After driving both models, it’s hard to recommend the gas version. The electric boost from the motors feels like a necessary additive, when contrasted to the 2.5-liter engine’s hesitancy when it comes to acceleration, both off-the-line and when attempting passes as well. The hybrid also uses an e-handling system that utilizes the electric motor to improve handling and make the vehicle feel more balanced while turning.
Tucson Hybrids have light steering and good ride quality at moderate to high speeds, even with the added weight of the battery pack and bigger wheels. In city driving, the suspension doesn’t gather itself as quickly after bumps, and lumpy roads can cause it to skitter in search of traction. It’s much the same with the Plug-In Hybrid, which carries up to 4,235 lb of curb weight around, which can generate some suspension heaving. In either, switching the drivetrain into Sport mode narrows its steering focus and snips off shifts more quickly, at the expected cost of efficiency.
Fuel economy is much better in the Tucson hybrid models. Gas models are rated at 26 mpg city, 33 mpg highway, 29 mpg combined for FWD versions, while the AWD models are rated at 24/29/26 mpg. The way to get the best fuel economy is of course with the hybrid, which is rated at 38/38/38 mpg for the Blue trim and 37/36/37 mpg for the SEL Convenience and Limited trims. That’s a significant increase over the gas model and makes it easier to make up for the difference in price between the vehicles over a shorter period of time. The plug-in hybrid earns an EPA-rated 33 miles of electric range, 80 MPGe, and 35 mpg combined. It’s the clear efficiency winner.
The Tucson earned top safety ratings and offers a robust set of safety features. The Tucson has not yet been crash tested by the NHTSA, but the IIHS gave it a Top Safety Pick+, which is the industry’s most rigorous safety recognition. In addition to automatic emergency braking, the Tucson comes with active lane control and rear occupant alerts. The SEL adds blind-spot monitors and adaptive cruise control that works down to a stop. Limited models offer the most safety equipment, adding a surround-view camera system, rear automatic braking, front and rear parking sensors, and blind-spot cameras that show a live display of the Tucson’s flanks in the instrument panel.

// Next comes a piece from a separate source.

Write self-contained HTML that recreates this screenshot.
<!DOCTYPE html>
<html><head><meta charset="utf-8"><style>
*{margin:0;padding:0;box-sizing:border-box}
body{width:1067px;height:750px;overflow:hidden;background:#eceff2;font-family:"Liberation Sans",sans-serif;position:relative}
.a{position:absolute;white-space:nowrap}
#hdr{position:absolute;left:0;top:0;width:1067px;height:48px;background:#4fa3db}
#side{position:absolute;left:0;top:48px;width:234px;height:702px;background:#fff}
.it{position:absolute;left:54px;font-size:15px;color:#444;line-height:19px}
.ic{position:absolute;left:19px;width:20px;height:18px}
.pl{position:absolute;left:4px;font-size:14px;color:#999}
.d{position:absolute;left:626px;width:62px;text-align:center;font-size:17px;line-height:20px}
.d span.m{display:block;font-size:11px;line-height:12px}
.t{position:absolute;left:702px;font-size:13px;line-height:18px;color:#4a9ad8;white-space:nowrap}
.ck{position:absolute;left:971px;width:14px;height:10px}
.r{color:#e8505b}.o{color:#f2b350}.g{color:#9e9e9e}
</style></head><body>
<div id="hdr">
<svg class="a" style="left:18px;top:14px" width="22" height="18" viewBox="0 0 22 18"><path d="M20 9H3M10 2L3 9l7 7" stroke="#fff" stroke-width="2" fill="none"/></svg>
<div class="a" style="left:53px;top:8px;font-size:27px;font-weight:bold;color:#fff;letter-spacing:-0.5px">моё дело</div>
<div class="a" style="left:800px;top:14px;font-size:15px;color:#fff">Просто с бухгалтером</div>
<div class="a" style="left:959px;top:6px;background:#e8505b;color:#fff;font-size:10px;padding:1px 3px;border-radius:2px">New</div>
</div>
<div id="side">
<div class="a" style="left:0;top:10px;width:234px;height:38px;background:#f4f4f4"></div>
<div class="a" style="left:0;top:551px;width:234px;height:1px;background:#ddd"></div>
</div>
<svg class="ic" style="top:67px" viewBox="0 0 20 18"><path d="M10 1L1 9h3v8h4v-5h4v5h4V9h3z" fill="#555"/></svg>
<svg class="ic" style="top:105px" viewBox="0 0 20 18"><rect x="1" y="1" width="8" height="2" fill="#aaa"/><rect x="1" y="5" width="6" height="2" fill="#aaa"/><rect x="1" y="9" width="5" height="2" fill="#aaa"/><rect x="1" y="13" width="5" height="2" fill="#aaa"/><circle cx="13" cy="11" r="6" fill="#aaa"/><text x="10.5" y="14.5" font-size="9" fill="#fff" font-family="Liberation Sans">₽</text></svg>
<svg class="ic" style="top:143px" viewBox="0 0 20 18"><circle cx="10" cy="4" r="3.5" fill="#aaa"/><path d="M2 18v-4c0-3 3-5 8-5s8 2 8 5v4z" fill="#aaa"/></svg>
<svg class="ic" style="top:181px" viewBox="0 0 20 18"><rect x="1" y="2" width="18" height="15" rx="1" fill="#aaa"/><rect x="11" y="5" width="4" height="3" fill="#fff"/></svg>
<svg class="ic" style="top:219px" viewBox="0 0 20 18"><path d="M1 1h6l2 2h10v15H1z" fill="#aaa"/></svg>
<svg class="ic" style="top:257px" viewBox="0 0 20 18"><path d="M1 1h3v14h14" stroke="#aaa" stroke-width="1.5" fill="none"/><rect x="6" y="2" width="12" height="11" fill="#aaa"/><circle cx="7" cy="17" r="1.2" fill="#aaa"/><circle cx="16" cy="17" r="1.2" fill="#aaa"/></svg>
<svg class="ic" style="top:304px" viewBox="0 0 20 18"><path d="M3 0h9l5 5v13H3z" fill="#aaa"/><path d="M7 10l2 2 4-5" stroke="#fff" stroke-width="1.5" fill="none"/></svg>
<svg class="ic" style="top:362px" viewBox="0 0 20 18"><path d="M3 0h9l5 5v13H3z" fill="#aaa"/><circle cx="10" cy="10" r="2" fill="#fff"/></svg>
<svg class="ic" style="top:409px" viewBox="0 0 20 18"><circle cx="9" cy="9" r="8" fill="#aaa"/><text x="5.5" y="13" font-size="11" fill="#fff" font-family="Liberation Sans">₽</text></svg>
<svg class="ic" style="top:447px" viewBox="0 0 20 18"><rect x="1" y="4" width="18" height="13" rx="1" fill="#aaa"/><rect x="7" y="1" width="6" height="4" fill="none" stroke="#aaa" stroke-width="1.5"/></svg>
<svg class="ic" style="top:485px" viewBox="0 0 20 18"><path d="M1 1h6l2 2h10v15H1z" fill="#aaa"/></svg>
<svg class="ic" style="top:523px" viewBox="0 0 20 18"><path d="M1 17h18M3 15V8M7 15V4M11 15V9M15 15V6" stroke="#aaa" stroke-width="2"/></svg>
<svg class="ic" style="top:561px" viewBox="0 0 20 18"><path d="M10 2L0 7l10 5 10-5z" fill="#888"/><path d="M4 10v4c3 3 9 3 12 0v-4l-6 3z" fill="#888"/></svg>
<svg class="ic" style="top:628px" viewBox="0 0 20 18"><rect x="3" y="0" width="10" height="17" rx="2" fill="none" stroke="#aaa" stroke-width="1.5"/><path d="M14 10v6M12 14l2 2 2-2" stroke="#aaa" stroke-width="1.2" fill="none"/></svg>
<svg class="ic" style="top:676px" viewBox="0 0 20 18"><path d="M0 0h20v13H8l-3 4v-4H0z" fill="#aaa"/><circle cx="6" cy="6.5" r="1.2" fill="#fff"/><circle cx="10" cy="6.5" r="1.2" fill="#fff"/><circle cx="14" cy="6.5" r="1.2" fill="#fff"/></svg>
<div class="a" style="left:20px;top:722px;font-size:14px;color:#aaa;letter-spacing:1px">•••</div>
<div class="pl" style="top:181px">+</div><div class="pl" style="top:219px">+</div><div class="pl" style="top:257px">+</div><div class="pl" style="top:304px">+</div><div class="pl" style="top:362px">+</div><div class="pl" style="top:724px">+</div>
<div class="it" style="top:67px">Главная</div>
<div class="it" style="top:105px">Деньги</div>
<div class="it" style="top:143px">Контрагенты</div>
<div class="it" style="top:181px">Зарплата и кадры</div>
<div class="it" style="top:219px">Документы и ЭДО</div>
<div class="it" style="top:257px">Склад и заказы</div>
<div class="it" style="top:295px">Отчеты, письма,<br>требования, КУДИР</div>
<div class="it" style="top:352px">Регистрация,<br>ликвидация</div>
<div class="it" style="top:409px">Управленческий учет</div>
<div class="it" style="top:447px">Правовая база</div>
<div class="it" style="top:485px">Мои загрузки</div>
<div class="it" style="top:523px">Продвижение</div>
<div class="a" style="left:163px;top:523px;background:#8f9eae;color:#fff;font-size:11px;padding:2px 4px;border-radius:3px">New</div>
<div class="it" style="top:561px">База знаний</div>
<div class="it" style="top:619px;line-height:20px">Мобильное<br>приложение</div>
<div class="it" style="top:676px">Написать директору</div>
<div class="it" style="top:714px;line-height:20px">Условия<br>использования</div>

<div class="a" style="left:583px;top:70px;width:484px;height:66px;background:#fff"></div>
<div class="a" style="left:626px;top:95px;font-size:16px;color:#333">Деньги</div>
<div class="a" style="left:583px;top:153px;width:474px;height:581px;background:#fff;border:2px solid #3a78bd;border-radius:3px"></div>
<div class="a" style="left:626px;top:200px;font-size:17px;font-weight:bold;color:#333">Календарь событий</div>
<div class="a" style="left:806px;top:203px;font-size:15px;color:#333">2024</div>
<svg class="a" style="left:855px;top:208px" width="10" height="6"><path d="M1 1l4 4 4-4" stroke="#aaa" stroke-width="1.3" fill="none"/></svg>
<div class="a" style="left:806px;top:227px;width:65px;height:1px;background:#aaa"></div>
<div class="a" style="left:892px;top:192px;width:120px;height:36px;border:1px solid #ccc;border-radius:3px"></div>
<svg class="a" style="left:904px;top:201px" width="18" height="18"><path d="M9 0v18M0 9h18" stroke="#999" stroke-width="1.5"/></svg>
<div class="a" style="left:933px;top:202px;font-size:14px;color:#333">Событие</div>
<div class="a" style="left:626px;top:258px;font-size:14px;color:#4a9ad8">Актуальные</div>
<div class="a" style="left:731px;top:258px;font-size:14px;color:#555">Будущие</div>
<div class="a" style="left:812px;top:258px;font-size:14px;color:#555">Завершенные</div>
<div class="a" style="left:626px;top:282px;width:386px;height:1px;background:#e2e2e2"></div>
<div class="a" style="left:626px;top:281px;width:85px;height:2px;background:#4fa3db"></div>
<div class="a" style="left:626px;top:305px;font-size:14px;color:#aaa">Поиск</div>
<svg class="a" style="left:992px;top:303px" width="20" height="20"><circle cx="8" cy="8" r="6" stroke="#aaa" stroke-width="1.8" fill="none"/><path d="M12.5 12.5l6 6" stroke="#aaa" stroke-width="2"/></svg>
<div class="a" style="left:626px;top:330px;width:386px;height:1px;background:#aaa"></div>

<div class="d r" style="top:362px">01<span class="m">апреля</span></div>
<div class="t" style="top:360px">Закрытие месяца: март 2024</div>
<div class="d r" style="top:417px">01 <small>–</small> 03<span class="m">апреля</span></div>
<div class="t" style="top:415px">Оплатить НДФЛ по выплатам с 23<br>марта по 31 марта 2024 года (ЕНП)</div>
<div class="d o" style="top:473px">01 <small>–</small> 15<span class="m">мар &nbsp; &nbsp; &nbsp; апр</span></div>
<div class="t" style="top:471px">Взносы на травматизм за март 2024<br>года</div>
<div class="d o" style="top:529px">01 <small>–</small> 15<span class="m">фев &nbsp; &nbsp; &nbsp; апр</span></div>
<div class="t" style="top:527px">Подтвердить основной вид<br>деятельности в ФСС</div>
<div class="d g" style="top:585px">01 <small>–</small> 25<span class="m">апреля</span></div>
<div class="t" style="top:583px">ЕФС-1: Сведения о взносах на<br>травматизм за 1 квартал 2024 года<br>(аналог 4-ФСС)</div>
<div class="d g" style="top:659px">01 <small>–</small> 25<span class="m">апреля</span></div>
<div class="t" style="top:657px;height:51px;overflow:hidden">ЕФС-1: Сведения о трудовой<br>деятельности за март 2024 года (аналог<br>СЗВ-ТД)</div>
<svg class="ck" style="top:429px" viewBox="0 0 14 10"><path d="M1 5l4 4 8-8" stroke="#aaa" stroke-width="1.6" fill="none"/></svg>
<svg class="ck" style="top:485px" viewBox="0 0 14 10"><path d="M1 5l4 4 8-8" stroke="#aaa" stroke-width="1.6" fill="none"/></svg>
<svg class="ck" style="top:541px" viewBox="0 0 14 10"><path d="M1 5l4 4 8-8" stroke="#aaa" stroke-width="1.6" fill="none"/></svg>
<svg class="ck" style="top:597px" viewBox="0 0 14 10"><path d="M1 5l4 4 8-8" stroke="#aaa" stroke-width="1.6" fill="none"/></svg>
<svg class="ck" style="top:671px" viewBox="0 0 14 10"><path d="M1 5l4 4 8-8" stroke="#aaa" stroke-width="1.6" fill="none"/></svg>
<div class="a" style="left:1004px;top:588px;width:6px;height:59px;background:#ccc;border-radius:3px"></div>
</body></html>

The Tucson’s interior hones down the hard bevels and drapes digital displays over the center stack in a waterfall of techno. Just like the outside, the interior look is entirely different though it takes fewer risks. There’s hardly any complex surfacing inside, other than the twin hoops that lower the dash and put distance between it and the front passengers.
The center console is now mostly composed of a glossy black panel that also houses the multimedia screen (8.2-inches standard, with a larger 10.3-inch display standard on the Limited only). It looks much more modern but watch out for fingerprints on the glossy surface. Some Tucsons adopt a digital gauge cluster and a touchscreen for secondary controls.
The redesigned Tucson is larger, adding cargo space and lots of rear leg room. The redesigned Tucson is much larger for 2022, though it still feels compact sized when parking and driving it thankfully. The wheelbase has been stretched by 3.4 inches to 108.5 inches, and overall length is up 6.1 inches to 182.3 inches, which puts it much closer in size to its rivals, the RAV4 and CR-V. Cargo volume has also jumped to 38.7 cubic feet behind the rear seats from 31.0 cubic feet (for gas models), topping out at 74.8 cubic feet with the seats dropped.
Inside, that additional space is felt the most in the rear seats and the cargo area. The Tucson’s front seats are mostly supportive, though a thigh seat extension would be appreciated. Cloth seating is standard, with leather upholstery optional on the SEL and standard on the Limited. Rear leg room is now up to 41.3 inches, giving the back seat plenty of room to fit two adults. In hybrid models, there’s actually more rear leg room than front leg room. The rear seat can also recline quite a bit for added comfort, and with the optional panoramic sunroof equipped it feels like an airy and expansive space.
The Tucson’s technology and safety features are impressive. The Tucson’s value proposition was strong before and after the redesign is even stronger. An 8.0-inch touchscreen with wireless Apple CarPlay and wired Android Auto is standard even on the base $26,135 Tucson SE, providing a solid technology baseline for the rest of the Tucson lineup.
Both Limited models, the gas and the hybrid, do offer an enticing amount of equipment but come with a large price tag as well. The best combination of features and value is the SEL with the Convenience package, that costs $30,285 and adds on premium features like wireless smartphone charging, power sunroof, a 10.3-inch digital instrument panel, and a power liftgate among other features.
For those interested in the hybrid, the SEL Convenience for $32,835 holds the most appeal. It has all of the features mentioned above, but adds standard AWD and a panoramic sunroof as well. The Limited hybrid tops the charts at $38,535, with the matching 10.3-inch screens for both the multimedia and instrument panel, heated front and rear seats, LED headlights, a surround-view camera system, leather upholstery, and blind-spot cameras. The Plug-In Hybrid Limited runs $44,445. All Tucsons come with a 5-year/60,000-mile warranty.
Hyundai’s Tucson redesign is sweeping, changing it from an anonymous crossover into something distinct, inside and out. Built from dozens of complex origami folds, the Tucson is a brilliant exercise in distinct but fresh styling helping the Tucson to punch way above its pay grade. With cutting edge technology, great value, and efficient powertrains; the mid-size Hyundai SUV is quite the silent contender.